Part of the book series: Studies in Applied Philosophy, Epistemology and Rational Ethics ((SAPERE,volume 27))

Abstract

Strong predictivism, the idea that novel predictions per se confirm theories more than accommodations, is based on a “no miracle” argument from novel predictions to the truth of theories (NMAT). Eric Barnes rejects both: he reconstructs the NMAT as seeking an explanation for the entailment relation between a theory and its novel consequences, and argues that it involves a fallacious application of Occam’s razor. However, he accepts a no miracle argument for the truth of background beliefs (NMABB): scientists endorsed a successful theory because they were guided by largely true background beliefs.
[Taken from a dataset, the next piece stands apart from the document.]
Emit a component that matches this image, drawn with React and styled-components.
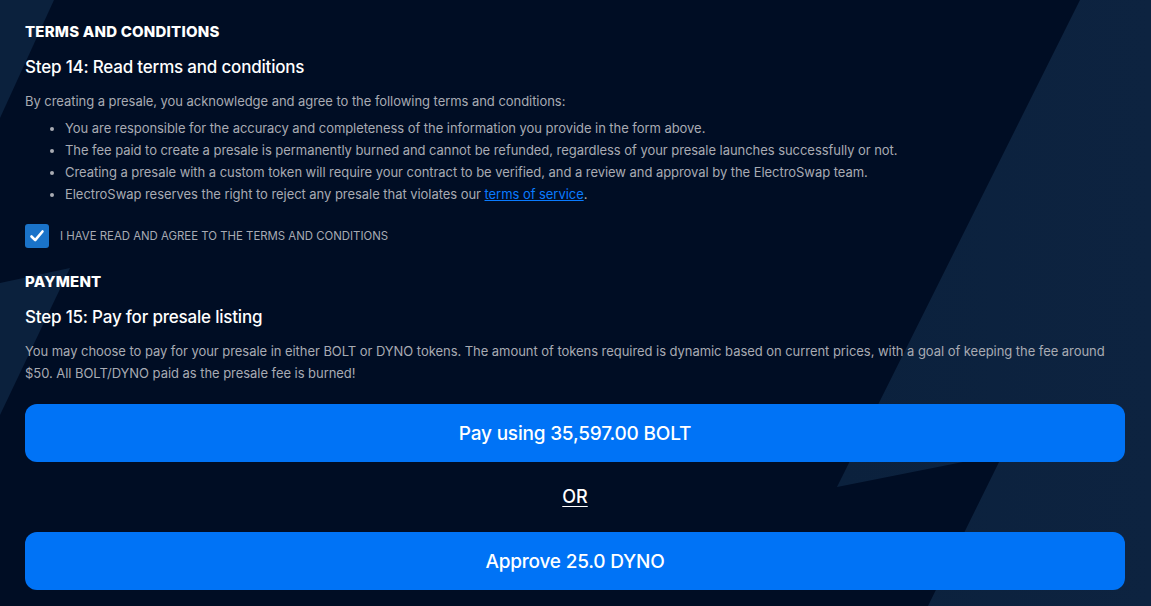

This in turn raises the probability that the theory is true; so Barnes embraces a form of weak predictivism, according to which predictions are only indirectly relevant to confirmation. To Barnes I reply that we should also explain how the successful theory was constructed, not just endorsed; background beliefs are not enough to explain success, scientific method must also be considered; Barnes can account for some measure of confirmation of our theories, but not for the practical certainty conferred to them by some astonishing predictions; true background beliefs and reliability by themselves cannot explain novel success, the truth of theories is also required. Hence, the NMAT is sound, and strong predictivism is right. In fact, Barnes misinterprets the NMAT, which does not involve Occam’s razor, takes as explanandum the building of a theory which turned out to predict surprising facts, and successfully concludes that the theory is true. This accounts for the practically certain confirmation of our most successful theories, in accordance with strong predictivism.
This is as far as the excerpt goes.